DATA SUPPLIED ->
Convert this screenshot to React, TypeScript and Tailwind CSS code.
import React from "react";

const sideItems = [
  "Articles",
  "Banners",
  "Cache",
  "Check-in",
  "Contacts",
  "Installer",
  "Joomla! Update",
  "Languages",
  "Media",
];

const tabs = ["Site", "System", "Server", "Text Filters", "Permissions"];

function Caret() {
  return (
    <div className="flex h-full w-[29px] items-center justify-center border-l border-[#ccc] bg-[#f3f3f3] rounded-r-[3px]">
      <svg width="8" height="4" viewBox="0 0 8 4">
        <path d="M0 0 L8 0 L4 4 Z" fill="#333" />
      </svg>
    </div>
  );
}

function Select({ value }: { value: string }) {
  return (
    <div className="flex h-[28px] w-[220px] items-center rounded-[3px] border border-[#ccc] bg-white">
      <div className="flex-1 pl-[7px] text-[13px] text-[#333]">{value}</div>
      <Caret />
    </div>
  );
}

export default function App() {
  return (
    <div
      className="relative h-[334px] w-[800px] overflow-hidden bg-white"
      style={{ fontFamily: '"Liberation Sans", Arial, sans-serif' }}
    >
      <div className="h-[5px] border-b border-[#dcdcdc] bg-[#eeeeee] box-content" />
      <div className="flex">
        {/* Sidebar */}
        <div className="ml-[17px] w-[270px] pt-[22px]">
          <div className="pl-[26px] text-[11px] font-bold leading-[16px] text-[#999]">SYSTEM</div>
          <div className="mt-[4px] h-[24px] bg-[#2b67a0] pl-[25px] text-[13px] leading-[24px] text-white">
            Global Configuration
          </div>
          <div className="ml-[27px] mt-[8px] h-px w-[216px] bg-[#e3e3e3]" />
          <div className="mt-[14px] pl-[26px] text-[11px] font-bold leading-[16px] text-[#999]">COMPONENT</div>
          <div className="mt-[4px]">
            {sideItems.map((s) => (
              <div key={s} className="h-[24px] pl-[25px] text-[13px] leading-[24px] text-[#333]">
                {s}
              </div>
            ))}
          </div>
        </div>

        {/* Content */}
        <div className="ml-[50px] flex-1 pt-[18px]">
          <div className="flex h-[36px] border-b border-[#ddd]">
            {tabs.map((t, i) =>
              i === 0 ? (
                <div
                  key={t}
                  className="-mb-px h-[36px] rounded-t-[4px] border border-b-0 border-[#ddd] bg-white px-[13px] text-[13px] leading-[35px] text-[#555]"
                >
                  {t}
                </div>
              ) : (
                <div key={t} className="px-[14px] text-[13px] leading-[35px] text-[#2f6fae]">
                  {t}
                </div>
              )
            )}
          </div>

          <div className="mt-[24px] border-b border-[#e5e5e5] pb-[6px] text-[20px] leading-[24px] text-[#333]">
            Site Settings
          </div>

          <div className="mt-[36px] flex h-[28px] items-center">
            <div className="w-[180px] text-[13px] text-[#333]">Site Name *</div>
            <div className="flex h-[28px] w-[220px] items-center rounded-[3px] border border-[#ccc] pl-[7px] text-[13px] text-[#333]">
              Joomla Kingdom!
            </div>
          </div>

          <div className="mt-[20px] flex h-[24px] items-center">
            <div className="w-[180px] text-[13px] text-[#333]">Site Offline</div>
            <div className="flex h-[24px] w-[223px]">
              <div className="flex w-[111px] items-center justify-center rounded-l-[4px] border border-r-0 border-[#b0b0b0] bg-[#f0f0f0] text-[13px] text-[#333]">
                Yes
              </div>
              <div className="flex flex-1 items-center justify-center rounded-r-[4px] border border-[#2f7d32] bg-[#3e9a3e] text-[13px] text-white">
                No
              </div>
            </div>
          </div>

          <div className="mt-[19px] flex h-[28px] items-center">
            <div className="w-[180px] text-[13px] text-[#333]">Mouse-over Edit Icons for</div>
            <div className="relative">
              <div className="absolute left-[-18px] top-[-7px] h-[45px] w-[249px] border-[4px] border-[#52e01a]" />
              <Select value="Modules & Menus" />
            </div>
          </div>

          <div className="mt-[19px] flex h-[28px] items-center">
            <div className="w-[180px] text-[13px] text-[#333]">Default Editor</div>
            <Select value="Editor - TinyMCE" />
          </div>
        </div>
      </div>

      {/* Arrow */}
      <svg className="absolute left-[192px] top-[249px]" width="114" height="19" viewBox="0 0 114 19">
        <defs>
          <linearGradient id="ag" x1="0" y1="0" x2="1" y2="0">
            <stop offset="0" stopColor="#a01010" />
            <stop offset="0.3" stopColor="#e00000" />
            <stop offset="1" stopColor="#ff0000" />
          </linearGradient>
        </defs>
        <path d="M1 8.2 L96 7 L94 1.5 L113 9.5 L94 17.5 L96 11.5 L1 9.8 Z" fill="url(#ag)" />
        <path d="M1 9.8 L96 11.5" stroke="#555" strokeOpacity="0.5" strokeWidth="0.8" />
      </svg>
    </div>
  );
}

==

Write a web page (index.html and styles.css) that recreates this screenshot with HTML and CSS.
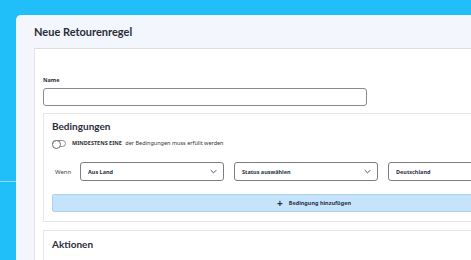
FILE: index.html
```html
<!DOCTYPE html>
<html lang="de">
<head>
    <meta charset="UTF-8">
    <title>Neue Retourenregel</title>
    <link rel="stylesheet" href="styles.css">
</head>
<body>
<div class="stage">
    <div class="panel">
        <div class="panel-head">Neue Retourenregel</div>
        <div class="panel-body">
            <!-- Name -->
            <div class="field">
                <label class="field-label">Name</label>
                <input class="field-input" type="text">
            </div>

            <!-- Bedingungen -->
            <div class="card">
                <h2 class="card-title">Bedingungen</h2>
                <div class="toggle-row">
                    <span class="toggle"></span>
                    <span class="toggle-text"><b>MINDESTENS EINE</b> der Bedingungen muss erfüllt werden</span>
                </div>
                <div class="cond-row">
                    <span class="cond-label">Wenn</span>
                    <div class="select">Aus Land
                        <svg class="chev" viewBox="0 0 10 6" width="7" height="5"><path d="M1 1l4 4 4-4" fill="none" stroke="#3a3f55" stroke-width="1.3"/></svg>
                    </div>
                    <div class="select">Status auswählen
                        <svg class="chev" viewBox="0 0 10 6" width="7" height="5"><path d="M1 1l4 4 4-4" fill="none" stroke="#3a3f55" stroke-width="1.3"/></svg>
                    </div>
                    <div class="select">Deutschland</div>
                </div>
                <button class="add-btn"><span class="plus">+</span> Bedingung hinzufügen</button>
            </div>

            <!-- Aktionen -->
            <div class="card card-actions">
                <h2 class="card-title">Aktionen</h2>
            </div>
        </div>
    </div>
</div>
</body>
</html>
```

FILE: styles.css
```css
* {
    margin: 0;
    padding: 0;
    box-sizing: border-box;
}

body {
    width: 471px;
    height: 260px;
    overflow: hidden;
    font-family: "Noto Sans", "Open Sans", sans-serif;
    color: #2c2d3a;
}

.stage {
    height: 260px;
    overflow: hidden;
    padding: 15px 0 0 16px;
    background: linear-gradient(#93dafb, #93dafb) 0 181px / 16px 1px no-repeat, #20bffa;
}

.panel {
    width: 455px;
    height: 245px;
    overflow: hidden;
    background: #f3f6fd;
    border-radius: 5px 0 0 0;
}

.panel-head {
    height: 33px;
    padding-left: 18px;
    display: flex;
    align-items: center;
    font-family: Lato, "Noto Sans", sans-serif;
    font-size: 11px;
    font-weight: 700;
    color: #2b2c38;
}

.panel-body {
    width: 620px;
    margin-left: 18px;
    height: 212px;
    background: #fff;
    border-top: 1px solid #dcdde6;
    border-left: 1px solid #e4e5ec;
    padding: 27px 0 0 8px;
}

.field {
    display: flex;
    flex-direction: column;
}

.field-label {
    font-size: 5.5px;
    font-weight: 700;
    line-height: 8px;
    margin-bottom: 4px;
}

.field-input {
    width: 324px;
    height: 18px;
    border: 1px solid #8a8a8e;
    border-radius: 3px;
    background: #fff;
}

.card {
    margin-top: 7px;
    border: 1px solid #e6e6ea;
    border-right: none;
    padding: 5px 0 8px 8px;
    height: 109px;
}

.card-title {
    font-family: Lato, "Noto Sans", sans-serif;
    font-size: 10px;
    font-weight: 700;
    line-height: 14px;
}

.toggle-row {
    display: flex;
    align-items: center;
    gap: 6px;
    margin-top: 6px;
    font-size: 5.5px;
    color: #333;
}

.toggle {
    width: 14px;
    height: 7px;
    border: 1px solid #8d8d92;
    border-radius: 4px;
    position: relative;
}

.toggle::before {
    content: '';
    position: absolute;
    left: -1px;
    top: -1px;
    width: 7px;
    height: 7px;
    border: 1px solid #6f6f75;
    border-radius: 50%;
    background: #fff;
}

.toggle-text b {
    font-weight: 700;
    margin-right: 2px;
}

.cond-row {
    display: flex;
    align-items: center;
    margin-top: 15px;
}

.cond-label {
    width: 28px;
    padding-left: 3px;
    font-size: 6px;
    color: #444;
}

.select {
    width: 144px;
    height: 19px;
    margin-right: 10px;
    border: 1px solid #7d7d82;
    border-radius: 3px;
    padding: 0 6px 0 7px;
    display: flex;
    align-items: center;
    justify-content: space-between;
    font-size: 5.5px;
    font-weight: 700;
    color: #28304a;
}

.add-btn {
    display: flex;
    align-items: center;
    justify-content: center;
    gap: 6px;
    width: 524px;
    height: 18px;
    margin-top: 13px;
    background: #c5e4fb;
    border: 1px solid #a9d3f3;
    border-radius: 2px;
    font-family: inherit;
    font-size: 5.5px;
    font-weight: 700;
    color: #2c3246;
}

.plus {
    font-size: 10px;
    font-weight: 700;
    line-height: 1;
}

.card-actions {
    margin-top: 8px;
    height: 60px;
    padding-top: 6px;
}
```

GIVEN EXERCISE -> Return every line above in which the string "React" occurs.

FULL SOLUTION ->
Convert this screenshot to React, TypeScript and Tailwind CSS code.
import React from "react";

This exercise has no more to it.